- Born: 9 May 1975 (age 49)
- Genres: Punk rock, indie rock
- Occupation(s): Drummer, musician, songwriter
- Instrument(s): Drums, percussion, guitar, piano
- Years active: 1997–present
- Labels: RCA Records, Rake Records
- Website: www.trevormacgregor.com

= Trevor MacGregor =

Canadian musician (born 1975)

Trevor MacGregor (born May 9, 1975) is a Canadian musician, best known as the last and longest-standing drummer in the punk band Treble Charger. He currently resides in Toronto, Ontario, and composes music for film and television.

==Career==
Growing up in Calgary, MacGregor began playing drums at age 10 and later began playing guitar and receiving training in jazz and classical musics. After playing in local bands such as the Fricks and Wagbeard, MacGregor joined Treble Charger in 1997. He replaced the band's original drummer, Morris Palter, in time for touring behind the Maybe It's Me album.
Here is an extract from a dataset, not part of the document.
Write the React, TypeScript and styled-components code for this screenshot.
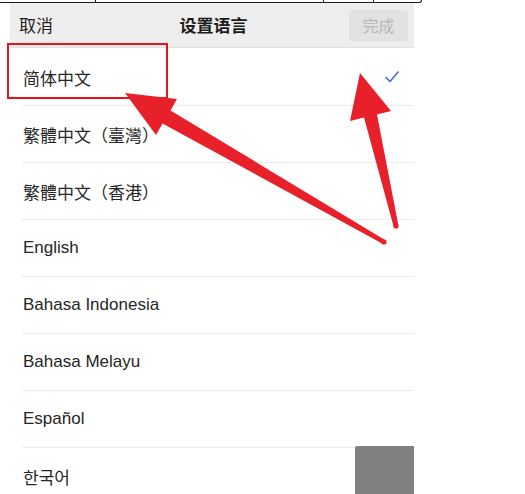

The band enjoyed moderate success thereafter, including touring with Foo Fighters and The Smashing Pumpkins. He remained with the group until their 2006 breakup.

MacGregor also took part in two recording sessions with the Canadian skate punk band SNFU in 2000 and 2003. These recordings featured on their ninth studio album, In the Meantime and In Between Time. He has done extensive work as a session drummer.